**What needs to be done**
Exclude the pictures and reproduce the remaining data exactly as written.

◆ ◆ ◆ ◆ ◆ ◆ ◆

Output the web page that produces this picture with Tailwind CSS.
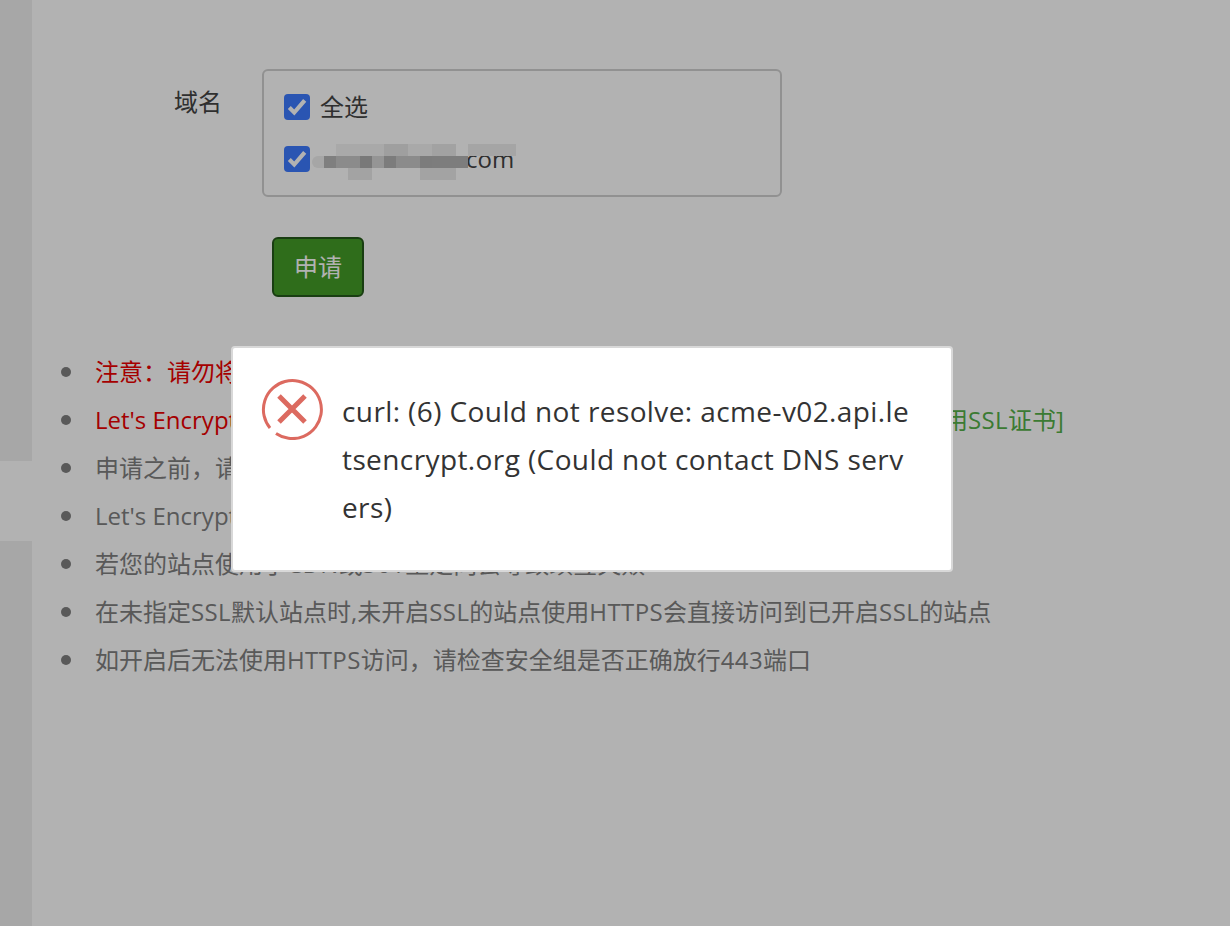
<!DOCTYPE html>
<html lang="zh-CN">
<head>
    <meta charset="UTF-8">
    <title>SSL</title>
    <script src="https://cdn.jsdelivr.net/npm/@tailwindcss/browser@4"></script>
</head>
<body class="bg-white h-[926px] overflow-hidden font-['Open_Sans','Noto_Sans_CJK_SC',sans-serif] text-[24px] text-[#444]">
    <div class="flex h-[926px]">
        <!-- left strip -->
        <div class="w-[32px] flex flex-col shrink-0">
            <div class="h-[461px] bg-[#f0f0f0]"></div>
            <div class="h-[80px] bg-white"></div>
            <div class="flex-1 bg-[#f0f0f0]"></div>
        </div>

        <div class="flex-1 pt-[69px]">
            <div class="flex">
                <div class="w-[190px] text-right leading-[66px]">域名</div>
                <div class="ml-[40px] w-[520px] h-[128px] border-2 border-[#d0d0d0] rounded-md pl-[20px] pt-[10px]">
                    <label class="flex items-center h-[52px] gap-[10px]">
                        <span class="w-[26px] h-[26px] rounded bg-[#3d7aff] flex items-center justify-center">
                            <svg class="w-[22px] h-[22px]" viewBox="0 0 20 20" fill="none" stroke="#fff" stroke-width="3.8"><path d="M3 10.5l4.5 4.5L17 4"/></svg>
                        </span>
                        全选
                    </label>
                    <label class="flex items-center h-[52px] gap-[10px] relative">
                        <span class="w-[26px] h-[26px] rounded bg-[#3d7aff] flex items-center justify-center">
                            <svg class="w-[22px] h-[22px]" viewBox="0 0 20 20" fill="none" stroke="#fff" stroke-width="3.8"><path d="M3 10.5l4.5 4.5L17 4"/></svg>
                        </span>
                        <span class="ml-[146px]">com</span>
                        <!-- mosaic over the hidden domain -->
                        <div class="absolute left-[28px] top-[11px] w-[204px] h-[36px]">
                            <div class="flex h-[12px] pl-[24px]">
                                <i class="w-[48px] bg-[#f3f3f3]"></i><i class="w-[24px] bg-[#e4e4e4]"></i><i class="w-[24px] bg-[#f3f3f3]"></i><i class="w-[24px] bg-[#e8e8e8]"></i><i class="w-[12px]"></i><i class="w-[48px] bg-[#ececec]"></i>
                            </div>
                            <div class="flex h-[12px]">
                                <i class="w-[12px] bg-[#eeeeee] rounded-l-md"></i><i class="w-[12px] bg-[#b7b7b7]"></i><i class="w-[24px] bg-[#c8c8c8]"></i><i class="w-[12px] bg-[#aeaeae]"></i><i class="w-[12px] bg-[#d6d6d6]"></i><i class="w-[12px] bg-[#b2b2b2]"></i><i class="w-[24px] bg-[#c8c8c8]"></i><i class="w-[12px] bg-[#b2b2b2]"></i><i class="w-[36px] bg-[#b4b4b4]"></i>
                            </div>
                            <div class="flex h-[12px] pl-[36px]">
                                <i class="w-[24px] bg-[#eaeaea]"></i><i class="w-[48px]"></i><i class="w-[36px] bg-[#eaeaea]"></i>
                            </div>
                        </div>
                    </label>
                </div>
            </div>

            <button class="block ml-[240px] mt-[40px] w-[92px] h-[60px] rounded-md border-2 border-[#25591a] bg-[#449d28] text-white">申请</button>

            <ul class="mt-[51px] ml-[29px] leading-[48px] text-[#808080] whitespace-nowrap">
                <li class="flex items-center gap-[24px] text-[#ec0000]"><span class="w-[10px] h-[10px] rounded-full bg-[#808080]"></span>注意&#xFF1A;请勿将SSL证书用于非法网站</li>
                <li class="flex items-center gap-[24px] text-[#ec0000]"><span class="w-[10px] h-[10px] rounded-full bg-[#808080]"></span><span>Let's Encrypt因更换根证书&#xFF0C;部分老旧设备访问时可能提示不可信&#xFF0C;考虑购买<span class="ml-[3px] text-[#55b048]">[商用<span class="tracking-[0.4px]">SSL</span>证书]</span></span></li>
                <li class="flex items-center gap-[24px]"><span class="w-[10px] h-[10px] rounded-full bg-[#808080]"></span>申请之前&#xFF0C;请确保域名已解析&#xFF0C;如未解析会导致审核失败</li>
                <li class="flex items-center gap-[24px]"><span class="w-[10px] h-[10px] rounded-full bg-[#808080]"></span>Let's Encrypt免费证书&#xFF0C;有效期3个月&#xFF0C;支持多域名。默认会自动续签</li>
                <li class="flex items-center gap-[24px]"><span class="w-[10px] h-[10px] rounded-full bg-[#808080]"></span><span>若您的站点使用了<span class="tracking-[0.4px]">CDN</span>或<span class="tracking-[0.4px]">301</span>重定向会导致续签失败</span></li>
                <li class="flex items-center gap-[24px]"><span class="w-[10px] h-[10px] rounded-full bg-[#808080]"></span><span>在未指定<span class="tracking-[0.4px]">SSL</span>默认站点时,未开启<span class="tracking-[0.4px]">SSL</span>的站点使用<span class="tracking-[0.4px]">HTTPS</span>会直接访问到已开启<span class="tracking-[0.4px]">SSL</span>的站点</span></li>
                <li class="flex items-center gap-[24px]"><span class="w-[10px] h-[10px] rounded-full bg-[#808080]"></span><span>如开启后无法使用<span class="tracking-[0.4px]">HTTPS</span>访问&#xFF0C;请检查安全组是否正确放行<span class="tracking-[0.4px]">443</span>端口</span></li>
            </ul>
        </div>
    </div>

    <!-- shade -->
    <div class="fixed inset-0 bg-black/30"></div>

    <!-- error dialog -->
    <div class="fixed left-[231px] top-[346px] w-[722px] h-[226px] bg-white border-2 border-[#d8d8d8] rounded-[4px] pl-[109px] pr-[36px] pt-[39px] text-[28px] tracking-[0.4px] leading-[48px] text-[#333] break-all">
        <svg class="absolute left-[28px] top-[30px] w-[62px] h-[62px]" viewBox="0 0 62 62" fill="none" stroke="#dc6a60">
            <path stroke-width="3" d="M9 50A29 29 0 1 1 15 55.5" />
            <path stroke-width="5" d="M18 18l26 26M44 18L18 44" />
        </svg>
        curl: (6) Could not resolve: acme-v02.api.letsencrypt.org (Could not contact DNS servers)
    </div>
</body>
</html>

◆ ◆ ◆ ◆ ◆ ◆ ◆

**Answer to the problem**
Output the web page that produces this picture with Tailwind CSS.
<!DOCTYPE html>
<html lang="zh-CN">
<head>
    <meta charset="UTF-8">
    <title>SSL</title>
    <script src="https://cdn.jsdelivr.net/npm/@tailwindcss/browser@4"></script>
</head>
<body class="bg-white h-[926px] overflow-hidden font-['Open_Sans','Noto_Sans_CJK_SC',sans-serif] text-[24px] text-[#444]">
    <div class="flex h-[926px]">
        <!-- left strip -->
        <div class="w-[32px] flex flex-col shrink-0">
            <div class="h-[461px] bg-[#f0f0f0]"></div>
            <div class="h-[80px] bg-white"></div>
            <div class="flex-1 bg-[#f0f0f0]"></div>
        </div>

        <div class="flex-1 pt-[69px]">
            <div class="flex">
                <div class="w-[190px] text-right leading-[66px]">域名</div>
                <div class="ml-[40px] w-[520px] h-[128px] border-2 border-[#d0d0d0] rounded-md pl-[20px] pt-[10px]">
                    <label class="flex items-center h-[52px] gap-[10px]">
                        <span class="w-[26px] h-[26px] rounded bg-[#3d7aff] flex items-center justify-center">
                            <svg class="w-[22px] h-[22px]" viewBox="0 0 20 20" fill="none" stroke="#fff" stroke-width="3.8"><path d="M3 10.5l4.5 4.5L17 4"/></svg>
                        </span>
                        全选
                    </label>
                    <label class="flex items-center h-[52px] gap-[10px] relative">
                        <span class="w-[26px] h-[26px] rounded bg-[#3d7aff] flex items-center justify-center">
                            <svg class="w-[22px] h-[22px]" viewBox="0 0 20 20" fill="none" stroke="#fff" stroke-width="3.8"><path d="M3 10.5l4.5 4.5L17 4"/></svg>
                        </span>
                        <span class="ml-[146px]">com</span>
                        <!-- mosaic over the hidden domain -->
                        <div class="absolute left-[28px] top-[11px] w-[204px] h-[36px]">
                            <div class="flex h-[12px] pl-[24px]">
                                <i class="w-[48px] bg-[#f3f3f3]"></i><i class="w-[24px] bg-[#e4e4e4]"></i><i class="w-[24px] bg-[#f3f3f3]"></i><i class="w-[24px] bg-[#e8e8e8]"></i><i class="w-[12px]"></i><i class="w-[48px] bg-[#ececec]"></i>
                            </div>
                            <div class="flex h-[12px]">
                                <i class="w-[12px] bg-[#eeeeee] rounded-l-md"></i><i class="w-[12px] bg-[#b7b7b7]"></i><i class="w-[24px] bg-[#c8c8c8]"></i><i class="w-[12px] bg-[#aeaeae]"></i><i class="w-[12px] bg-[#d6d6d6]"></i><i class="w-[12px] bg-[#b2b2b2]"></i><i class="w-[24px] bg-[#c8c8c8]"></i><i class="w-[12px] bg-[#b2b2b2]"></i><i class="w-[36px] bg-[#b4b4b4]"></i>
                            </div>
                            <div class="flex h-[12px] pl-[36px]">
                                <i class="w-[24px] bg-[#eaeaea]"></i><i class="w-[48px]"></i><i class="w-[36px] bg-[#eaeaea]"></i>
                            </div>
                        </div>
                    </label>
                </div>
            </div>

            <button class="block ml-[240px] mt-[40px] w-[92px] h-[60px] rounded-md border-2 border-[#25591a] bg-[#449d28] text-white">申请</button>

            <ul class="mt-[51px] ml-[29px] leading-[48px] text-[#808080] whitespace-nowrap">
                <li class="flex items-center gap-[24px] text-[#ec0000]"><span class="w-[10px] h-[10px] rounded-full bg-[#808080]"></span>注意&#xFF1A;请勿将SSL证书用于非法网站</li>
                <li class="flex items-center gap-[24px] text-[#ec0000]"><span class="w-[10px] h-[10px] rounded-full bg-[#808080]"></span><span>Let's Encrypt因更换根证书&#xFF0C;部分老旧设备访问时可能提示不可信&#xFF0C;考虑购买<span class="ml-[3px] text-[#55b048]">[商用<span class="tracking-[0.4px]">SSL</span>证书]</span></span></li>
                <li class="flex items-center gap-[24px]"><span class="w-[10px] h-[10px] rounded-full bg-[#808080]"></span>申请之前&#xFF0C;请确保域名已解析&#xFF0C;如未解析会导致审核失败</li>
                <li class="flex items-center gap-[24px]"><span class="w-[10px] h-[10px] rounded-full bg-[#808080]"></span>Let's Encrypt免费证书&#xFF0C;有效期3个月&#xFF0C;支持多域名。默认会自动续签</li>
                <li class="flex items-center gap-[24px]"><span class="w-[10px] h-[10px] rounded-full bg-[#808080]"></span><span>若您的站点使用了<span class="tracking-[0.4px]">CDN</span>或<span class="tracking-[0.4px]">301</span>重定向会导致续签失败</span></li>
                <li class="flex items-center gap-[24px]"><span class="w-[10px] h-[10px] rounded-full bg-[#808080]"></span><span>在未指定<span class="tracking-[0.4px]">SSL</span>默认站点时,未开启<span class="tracking-[0.4px]">SSL</span>的站点使用<span class="tracking-[0.4px]">HTTPS</span>会直接访问到已开启<span class="tracking-[0.4px]">SSL</span>的站点</span></li>
                <li class="flex items-center gap-[24px]"><span class="w-[10px] h-[10px] rounded-full bg-[#808080]"></span><span>如开启后无法使用<span class="tracking-[0.4px]">HTTPS</span>访问&#xFF0C;请检查安全组是否正确放行<span class="tracking-[0.4px]">443</span>端口</span></li>
            </ul>
        </div>
    </div>

    <!-- shade -->
    <div class="fixed inset-0 bg-black/30"></div>

    <!-- error dialog -->
    <div class="fixed left-[231px] top-[346px] w-[722px] h-[226px] bg-white border-2 border-[#d8d8d8] rounded-[4px] pl-[109px] pr-[36px] pt-[39px] text-[28px] tracking-[0.4px] leading-[48px] text-[#333] break-all">
        <svg class="absolute left-[28px] top-[30px] w-[62px] h-[62px]" viewBox="0 0 62 62" fill="none" stroke="#dc6a60">
            <path stroke-width="3" d="M9 50A29 29 0 1 1 15 55.5" />
            <path stroke-width="5" d="M18 18l26 26M44 18L18 44" />
        </svg>
        curl: (6) Could not resolve: acme-v02.api.letsencrypt.org (Could not contact DNS servers)
    </div>
</body>
</html>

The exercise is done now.